E o retorno à idade áurea é um regresso a “le opere antiche”, aos costumes e às artes antigas. Para esse advento contribuiu com sua obra de poeta e de historiador. Seu poema África, seu livro De viris illustribus não são mais do que a tentativa de adiantar a vinda da idade de ouro com o exemplo das grandes figuras da Antigüidade. Nesta mesma linha inscreve-se sua obra Rerum memorandarum libri IV (incompleta). No De vita solitaria advoga pelo otium, garantia da liberdade do espírito contra a dispersão de quem se deixa dominar pelas ocupações mundanas, tal como se manifesta na vida dos eremitas cristãos.

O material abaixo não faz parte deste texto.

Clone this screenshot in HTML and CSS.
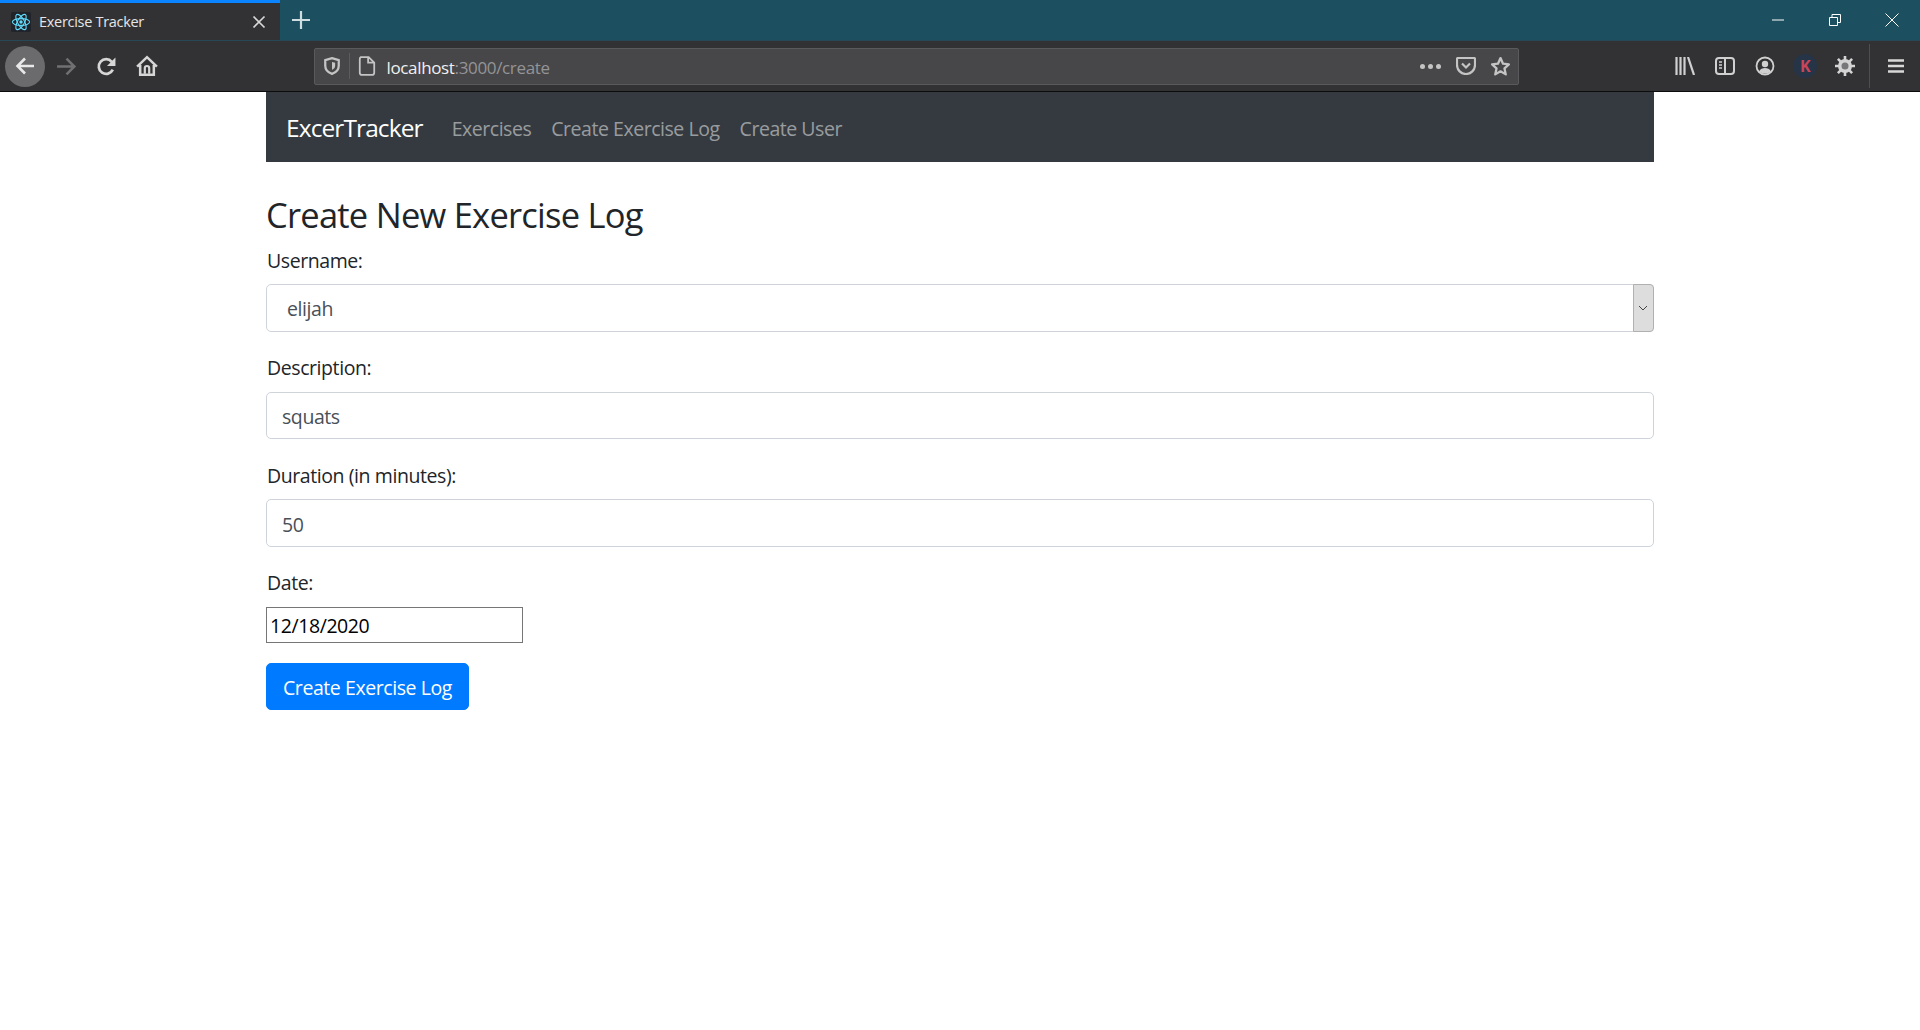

— Numa síntese muito condensada do pensamento de Petrarca — não nos ocupamos de sua arte e poesia —, podemos concluir: a) em Petrarca,
o culto à Antigüidade clássica e cristã leva consigo uma crítica à Idade Média, o descobrimento numa primeira formulação das linhas programáticas da consciência moderna; b) Petrarca contribui ainda com a formação do aspecto filosófico e especulativo do humanismo. Para isso faz uma crítica do aristotelismo em todas as suas formas, desde o averroísmo até a escolástica; c) ao aristotelismo Petrarca contrapõe uma sabedoria que não é uma filosofia em sentido intelectualista, mas uma concepção da vida em função de suas exigências morais e religiosas. Para isso aponta na direção de três homens: Platão, Cícero e Santo *Agostinho. Deles receberá a preocupação pelo homem e por todos os seus problemas morais e religiosos.
“O pensamento filosófico de Petrarca manifesta-se no desinteresse pela ordem da natureza, na aversão a toda forma de cosmologismo, na redução da filosofia ao problema da interioridade humana e o caráter essencialmente religioso da busca da sabedoria, orientada para uma fundamental finalidade soteriológica. Nessa orientação já existe um sensível afastamento da espiritualidade medieval, assim como uma clara antecipação da consciência moderna” (Diccionario de filósofos).
BIBLIOGRAFIA: Francisci Petrarcae Opera omnia. Basiléia 1581; Diccionario Bompiani de Autores Literarios. Planeta-Agostini, Barcelona 1987.